>> Start Raw data

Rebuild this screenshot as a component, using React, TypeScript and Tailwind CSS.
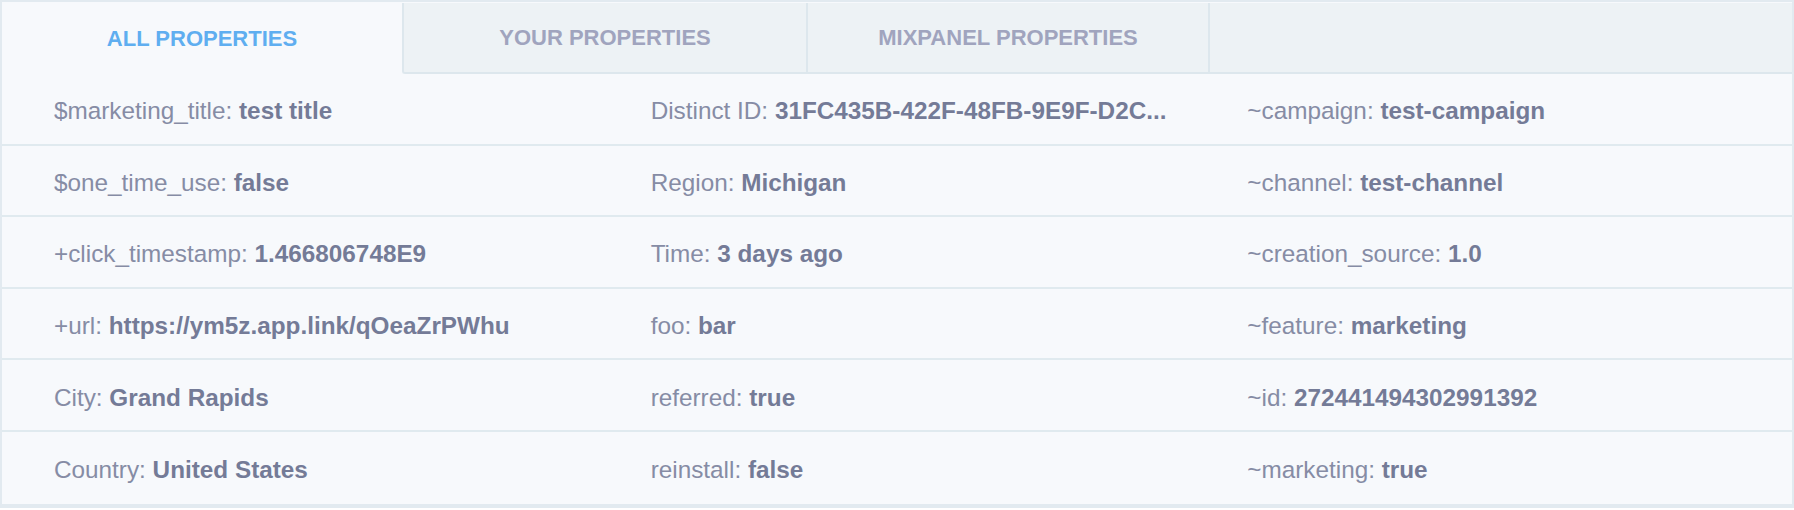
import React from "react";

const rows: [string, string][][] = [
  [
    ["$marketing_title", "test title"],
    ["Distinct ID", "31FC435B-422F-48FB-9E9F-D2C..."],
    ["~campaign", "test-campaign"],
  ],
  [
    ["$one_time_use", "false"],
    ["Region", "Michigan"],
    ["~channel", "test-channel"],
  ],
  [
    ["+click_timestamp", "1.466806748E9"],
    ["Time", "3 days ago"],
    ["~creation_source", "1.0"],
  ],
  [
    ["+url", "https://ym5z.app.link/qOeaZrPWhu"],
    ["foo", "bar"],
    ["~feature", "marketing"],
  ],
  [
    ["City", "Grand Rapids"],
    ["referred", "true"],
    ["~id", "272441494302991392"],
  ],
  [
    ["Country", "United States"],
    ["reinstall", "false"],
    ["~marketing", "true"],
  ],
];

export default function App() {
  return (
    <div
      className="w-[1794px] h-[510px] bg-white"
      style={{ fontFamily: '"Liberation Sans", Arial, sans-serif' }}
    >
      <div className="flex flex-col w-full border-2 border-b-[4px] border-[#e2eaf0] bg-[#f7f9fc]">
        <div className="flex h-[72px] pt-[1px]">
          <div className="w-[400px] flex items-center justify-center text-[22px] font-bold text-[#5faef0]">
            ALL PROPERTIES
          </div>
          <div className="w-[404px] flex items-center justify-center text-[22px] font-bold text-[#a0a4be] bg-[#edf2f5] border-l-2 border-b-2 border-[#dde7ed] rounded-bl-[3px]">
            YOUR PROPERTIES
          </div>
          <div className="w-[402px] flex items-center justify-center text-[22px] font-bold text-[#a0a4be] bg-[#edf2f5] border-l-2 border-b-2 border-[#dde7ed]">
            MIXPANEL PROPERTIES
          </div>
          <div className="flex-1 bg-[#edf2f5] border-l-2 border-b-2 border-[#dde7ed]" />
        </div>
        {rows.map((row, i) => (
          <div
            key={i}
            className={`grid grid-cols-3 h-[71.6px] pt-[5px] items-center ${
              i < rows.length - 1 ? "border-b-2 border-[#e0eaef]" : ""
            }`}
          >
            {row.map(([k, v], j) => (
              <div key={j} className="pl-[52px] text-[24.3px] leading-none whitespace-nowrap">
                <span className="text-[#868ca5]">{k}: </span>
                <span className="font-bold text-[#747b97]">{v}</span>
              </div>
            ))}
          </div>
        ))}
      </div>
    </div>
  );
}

>> End Raw data

**Task:**
Repeat the material above verbatim, with no pictures in the output.

**Answer to this problem:**
Rebuild this screenshot as a component, using React, TypeScript and Tailwind CSS.
import React from "react";

const rows: [string, string][][] = [
  [
    ["$marketing_title", "test title"],
    ["Distinct ID", "31FC435B-422F-48FB-9E9F-D2C..."],
    ["~campaign", "test-campaign"],
  ],
  [
    ["$one_time_use", "false"],
    ["Region", "Michigan"],
    ["~channel", "test-channel"],
  ],
  [
    ["+click_timestamp", "1.466806748E9"],
    ["Time", "3 days ago"],
    ["~creation_source", "1.0"],
  ],
  [
    ["+url", "https://ym5z.app.link/qOeaZrPWhu"],
    ["foo", "bar"],
    ["~feature", "marketing"],
  ],
  [
    ["City", "Grand Rapids"],
    ["referred", "true"],
    ["~id", "272441494302991392"],
  ],
  [
    ["Country", "United States"],
    ["reinstall", "false"],
    ["~marketing", "true"],
  ],
];

export default function App() {
  return (
    <div
      className="w-[1794px] h-[510px] bg-white"
      style={{ fontFamily: '"Liberation Sans", Arial, sans-serif' }}
    >
      <div className="flex flex-col w-full border-2 border-b-[4px] border-[#e2eaf0] bg-[#f7f9fc]">
        <div className="flex h-[72px] pt-[1px]">
          <div className="w-[400px] flex items-center justify-center text-[22px] font-bold text-[#5faef0]">
            ALL PROPERTIES
          </div>
          <div className="w-[404px] flex items-center justify-center text-[22px] font-bold text-[#a0a4be] bg-[#edf2f5] border-l-2 border-b-2 border-[#dde7ed] rounded-bl-[3px]">
            YOUR PROPERTIES
          </div>
          <div className="w-[402px] flex items-center justify-center text-[22px] font-bold text-[#a0a4be] bg-[#edf2f5] border-l-2 border-b-2 border-[#dde7ed]">
            MIXPANEL PROPERTIES
          </div>
          <div className="flex-1 bg-[#edf2f5] border-l-2 border-b-2 border-[#dde7ed]" />
        </div>
        {rows.map((row, i) => (
          <div
            key={i}
            className={`grid grid-cols-3 h-[71.6px] pt-[5px] items-center ${
              i < rows.length - 1 ? "border-b-2 border-[#e0eaef]" : ""
            }`}
          >
            {row.map(([k, v], j) => (
              <div key={j} className="pl-[52px] text-[24.3px] leading-none whitespace-nowrap">
                <span className="text-[#868ca5]">{k}: </span>
                <span className="font-bold text-[#747b97]">{v}</span>
              </div>
            ))}
          </div>
        ))}
      </div>
    </div>
  );
}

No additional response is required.